The Future of Behavioral Economics in Antitrust Jurisprudence

…is quite limited, according to an article of this title by Judge Douglas Ginsburg and Derek Moore of Cadwalader that appeared in the most recent Competition Policy International Journal.  This despite the surge of scholarship on the subject in legal journals over the last decade shown in the following table:

Ginsburg & Moore fault the failure of behavioral economics to provide neat rules of decision in particular cases for its lagging incorporation into judicial opinions.  But it is really the lack of a particular kind of rule in behavioral economics that they find so disagreeable to modern antitrust jurisprudence — namely, the kind of rule that exonerates broad categories of business conduct and narrows antitrust law’s scope.  Neoclassical price theory is very good at providing such rules, and consequently has been embraced by “a Supreme Court [that] has labored for more than 30 years to reign in and rationalize antitrust law.”

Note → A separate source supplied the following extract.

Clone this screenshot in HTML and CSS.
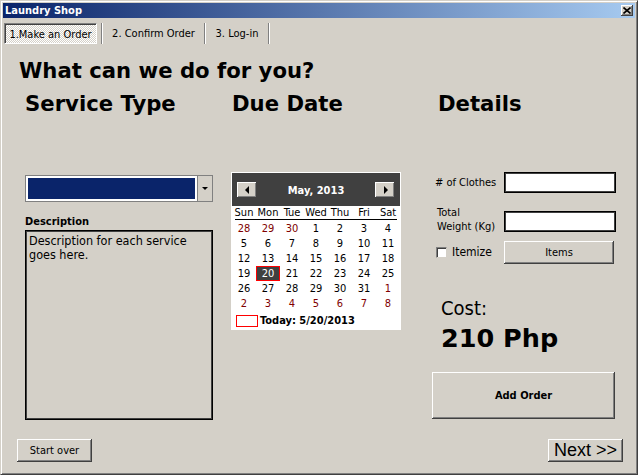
FILE: index.html
```html
<!DOCTYPE html>
<html>
<head>
<meta charset="utf-8">
<title>Laundry Shop</title>
<link rel="stylesheet" href="styles.css">
</head>
<body>
<div class="window">
  <div class="titlebar">
    <span class="title">Laundry Shop</span>
    <span class="close-btn">
      <svg width="8" height="7" viewBox="0 0 8 7"><path d="M0.5 0.5 L7.5 6.5 M7.5 0.5 L0.5 6.5" stroke="#000" stroke-width="1.6" fill="none"/></svg>
    </span>
  </div>
  <div class="tabs">
    <div class="tab tab-active">1.Make an Order</div>
    <div class="tab-sep sep-first"></div>
    <div class="tab tab-2">2. Confirm Order</div>
    <div class="tab-sep"></div>
    <div class="tab tab-3">3. Log-in</div>
    <div class="tab-sep"></div>
  </div>
  <div class="page">
    <h1 class="page-title">What can we do for you?</h1>
    <div class="columns">
      <section class="col col-service">
        <h2 class="col-heading">Service Type</h2>
        <div class="combo">
          <div class="combo-value"></div>
          <div class="combo-arrow"><span class="arrow-down"></span></div>
        </div>
        <div class="desc-label">Description</div>
        <div class="desc-box">Description for each service goes here.</div>
      </section>
      <section class="col col-date">
        <h2 class="col-heading heading-date">Due Date</h2>
        <div class="calendar">
          <div class="cal-head">
            <span class="cal-nav"><span class="tri-left"></span></span>
            <span class="cal-month">May, 2013</span>
            <span class="cal-nav"><span class="tri-right"></span></span>
          </div>
          <div class="cal-days">
            <span>Sun</span><span>Mon</span><span>Tue</span><span>Wed</span><span>Thu</span><span>Fri</span><span>Sat</span>
          </div>
          <div class="cal-grid">
            <span class="other">28</span><span class="other">29</span><span class="other">30</span><span>1</span><span>2</span><span>3</span><span>4</span>
            <span>5</span><span>6</span><span>7</span><span>8</span><span>9</span><span>10</span><span>11</span>
            <span>12</span><span>13</span><span>14</span><span>15</span><span>16</span><span>17</span><span>18</span>
            <span>19</span><span class="selected">20</span><span>21</span><span>22</span><span>23</span><span>24</span><span>25</span>
            <span>26</span><span>27</span><span>28</span><span>29</span><span>30</span><span>31</span><span class="other">1</span>
            <span class="other">2</span><span class="other">3</span><span class="other">4</span><span class="other">5</span><span class="other">6</span><span class="other">7</span><span class="other">8</span>
          </div>
          <div class="cal-today">
            <span class="today-box"></span>
            <span class="today-text">Today: 5/20/2013</span>
          </div>
        </div>
      </section>
      <section class="col col-details">
        <h2 class="col-heading heading-details">Details</h2>
        <div class="field field-clothes">
          <span class="field-label">&#35; of Clothes</span>
          <span class="textbox"></span>
        </div>
        <div class="field field-weight">
          <span class="field-label label-two">Total<br>Weight (Kg)</span>
          <span class="textbox"></span>
        </div>
        <div class="field field-itemize">
          <span class="check-wrap"><span class="checkbox"></span><span class="check-text">Itemize</span></span>
          <span class="btn btn-items">Items</span>
        </div>
        <div class="cost-label">Cost:</div>
        <div class="cost-value">210 Php</div>
        <span class="btn btn-add">Add Order</span>
      </section>
    </div>
  </div>
  <div class="footer">
    <span class="btn btn-start">Start over</span>
    <span class="btn btn-next">Next &gt;&gt;</span>
  </div>
</div>
</body>
</html>
```
FILE: styles.css
```css
html, body {
  margin: 0;
  padding: 0;
  background: #d4d0c8;
}

.window {
  box-sizing: border-box;
  width: 638px;
  height: 475px;
  padding: 1px;
  background: #d4d0c8;
  border: 1px solid;
  border-color: #d4d0c8 #404040 #404040 #d4d0c8;
  box-shadow: inset 1px 1px 0 #ffffff, inset -1px -1px 0 #808080;
  font-family: "DejaVu Sans Condensed", "DejaVu Sans", sans-serif;
  font-size: 11px;
  color: #000;
  overflow: hidden;
}

.titlebar {
  margin: 1px 1px 0 1px;
  height: 15px;
  background: linear-gradient(to right, #0a246a 0%, #a6caf0 100%);
  display: flex;
  align-items: center;
  justify-content: space-between;
  padding: 0 2px 0 2px;
}

.title {
  color: #fff;
  font-weight: bold;
  font-size: 11px;
  line-height: 13px;
}

.close-btn {
  box-sizing: border-box;
  width: 12px;
  height: 11px;
  background: #d4d0c8;
  display: flex;
  align-items: center;
  justify-content: center;
  box-shadow: inset -1px -1px 0 #404040, inset 1px 1px 0 #ffffff, inset -2px -2px 0 #808080;
}

.close-btn svg { display: block; }

.tabs {
  display: flex;
  margin-top: 5px;
  padding-left: 2px;
  height: 21px;
}

.tab {
  box-sizing: border-box;
  height: 21px;
  display: flex;
  align-items: center;
  justify-content: center;
  line-height: 13px;
  white-space: nowrap;
}

.tab-active {
  width: 93px;
  border: 1px solid;
  border-color: #808080 #ffffff #ffffff #808080;
  box-shadow: inset 1px 1px 0 #404040;
  background-color: #d4d0c8;
  background-image: repeating-conic-gradient(#ffffff 0 25%, #d4d0c8 0 50%);
  background-size: 2px 2px;
  padding-top: 1px;
}

.tab-2 { width: 101px; }
.tab-3 { width: 62px; }

.tab-sep {
  width: 1px;
  height: 21px;
  background: #808080;
  border-right: 1px solid #ffffff;
}

.sep-first { margin-left: 4px; }

.page {
  padding-left: 18px;
}

.page-title {
  margin: 15px 0 0 -1px;
  font-family: "DejaVu Sans", sans-serif;
  font-weight: bold;
  font-size: 21.2px;
  line-height: 24px;
}

.columns {
  display: flex;
  align-items: flex-start;
  margin-top: 9px;
  padding-left: 5px;
}

.col-heading {
  margin: 0;
  font-family: "DejaVu Sans", sans-serif;
  font-weight: bold;
  font-size: 21.2px;
  line-height: 24px;
  white-space: nowrap;
}

.heading-date { padding-left: 1px; }
.heading-details { padding-left: 6px; }

.col-service { width: 188px; }
.col-date { width: 170px; margin-left: 18px; }
.col-details { width: 184px; margin-left: 31px; }

/* combo box */
.combo {
  box-sizing: border-box;
  margin-top: 59px;
  height: 27px;
  border: 1px solid #808080;
  background: #ffffff;
  display: flex;
}

.combo-value {
  flex: 1;
  margin: 2px 2px 2px 2px;
  background: #0a246a;
}

.combo-arrow {
  box-sizing: border-box;
  width: 15px;
  border-left: 1px solid #808080;
  background: #d4d0c8;
  display: flex;
  align-items: center;
  justify-content: center;
}

.arrow-down {
  width: 0;
  height: 0;
  border-left: 3px solid transparent;
  border-right: 3px solid transparent;
  border-top: 3px solid #000;
}

.desc-label {
  margin-top: 13px;
  font-weight: bold;
  line-height: 13px;
}

.desc-box {
  box-sizing: border-box;
  margin-top: 2px;
  height: 190px;
  border: 1px solid #000;
  box-shadow: inset 0 0 0 1px #404040;
  padding: 3px 3px;
  font-size: 12.5px;
  line-height: 14px;
}

/* calendar */
.calendar {
  box-sizing: border-box;
  margin-top: 56px;
  width: 170px;
  height: 158px;
  background: #ffffff;
  border: 1px solid #ffffff;
}

.cal-head {
  height: 33px;
  background: #404040;
  display: flex;
  align-items: center;
  justify-content: space-between;
  padding: 0 5px;
}

.cal-nav {
  box-sizing: border-box;
  width: 20px;
  height: 16px;
  background: #d4d0c8;
  display: flex;
  align-items: center;
  justify-content: center;
  box-shadow: inset -1px -1px 0 #404040, inset 1px 1px 0 #ffffff, inset -2px -2px 0 #808080;
}

.tri-left {
  width: 0; height: 0;
  border-top: 4px solid transparent;
  border-bottom: 4px solid transparent;
  border-right: 4px solid #000;
  margin-right: 1px;
}

.tri-right {
  width: 0; height: 0;
  border-top: 4px solid transparent;
  border-bottom: 4px solid transparent;
  border-left: 4px solid #000;
  margin-left: 1px;
}

.cal-month {
  color: #fff;
  font-weight: bold;
  font-size: 11px;
  margin-top: 1px;
}

.cal-days {
  display: grid;
  grid-template-columns: repeat(7, 24px);
  height: 14px;
  line-height: 14px;
  text-align: center;
  position: relative;
}

.cal-days::after {
  content: "";
  position: absolute;
  left: 3px;
  right: 3px;
  bottom: 0;
  height: 1px;
  background: #000;
}

.cal-grid {
  margin-top: 1px;
  display: grid;
  grid-template-columns: repeat(7, 24px);
  grid-auto-rows: 15px;
  line-height: 15px;
  text-align: center;
}

.cal-grid .other { color: #800000; }

.cal-grid .selected {
  box-sizing: border-box;
  background: #404040;
  color: #fff;
  border: 1px solid #ff0000;
  line-height: 13px;
}

.cal-today {
  display: flex;
  align-items: center;
  margin-top: 4px;
  padding-left: 4px;
  height: 12px;
}

.today-box {
  box-sizing: border-box;
  width: 22px;
  height: 12px;
  border: 1px solid #ff0000;
}

.today-text {
  margin-left: 2px;
  font-weight: bold;
  line-height: 12px;
}

/* details */
.field {
  display: flex;
  align-items: center;
  height: 21px;
}

.field-clothes { margin-top: 56px; }
.field-weight { margin-top: 18px; }
.field-itemize { margin-top: 9px; height: 23px; }

.field-label {
  width: 72px;
  box-sizing: border-box;
  padding-left: 3px;
  line-height: 13px;
  white-space: nowrap;
}

.label-two {
  align-self: flex-start;
  margin-top: -5px;
  padding-left: 5px;
  line-height: 14px;
}

.textbox {
  box-sizing: border-box;
  width: 112px;
  height: 21px;
  background: #ffffff;
  border: 1px solid #000;
  box-shadow: inset 0 0 0 1px #404040;
}

.check-wrap {
  width: 72px;
  display: flex;
  align-items: center;
  padding-left: 4px;
  box-sizing: border-box;
}

.checkbox {
  box-sizing: border-box;
  width: 11px;
  height: 11px;
  background: #fff;
  border: 1px solid;
  border-color: #808080 #d4d0c8 #d4d0c8 #808080;
  box-shadow: inset 1px 1px 0 #404040;
}

.check-text {
  margin-left: 5px;
  font-size: 12px;
  line-height: 13px;
}

.btn {
  box-sizing: border-box;
  display: flex;
  align-items: center;
  justify-content: center;
  background: #d4d0c8;
  box-shadow: inset -1px -1px 0 #404040, inset 1px 1px 0 #ffffff, inset -2px -2px 0 #808080;
  white-space: nowrap;
}

.btn-items {
  width: 110px;
  height: 23px;
}

.cost-label {
  margin-top: 32px;
  padding-left: 9px;
  font-size: 20px;
  line-height: 24px;
}

.cost-value {
  margin-top: 2px;
  padding-left: 9px;
  font-family: "DejaVu Sans", sans-serif;
  font-weight: bold;
  font-size: 25.5px;
  line-height: 32px;
}

.btn-add {
  margin-top: 18px;
  width: 183px;
  height: 47px;
  font-weight: bold;
}

/* footer */
.footer {
  display: flex;
  justify-content: space-between;
  margin-top: 19px;
  padding: 0 13px 0 15px;
}

.btn-start {
  width: 75px;
  height: 23px;
}

.btn-next {
  width: 75px;
  height: 23px;
  font-family: "Liberation Sans", Arial, sans-serif;
  font-size: 18px;
}
```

Yet even in the face of this project, there may be a role for behavioral economics in lower court practice for the savvy attorney.  Recent Supreme Court cases invite lower courts to examine the plausibility of the claims made in antitrust cases at the very beginning, even before any evidence has been gathered and put before the court.  Under these precedents, neoclassical theory is often employed to show that accused conduct could not be harmful to consumers in an efficient market, and antitrust cases are increasingly dismissed at the outset on such grounds.  But behavioral economics is excellent above all else in showing where the efficient market hypothesis breaks down.  By providing concrete reasons why the assumptions of neoclassical price theory may not obtain in a particular case, behavioral economics may open the door to allowing a case to proceed to the point where evidence may be gathered to show that accused conduct is harmful in the real world.

With great respect to Judge Ginsburg, though I agree that behavioral economics is unlikely to generate broad-brush rules of the sort that the Supreme Court has found so salutary in neoclassical price theory, its potential to negate such rules could make it a force to be reckoned with yet in the actual practice of antitrust law.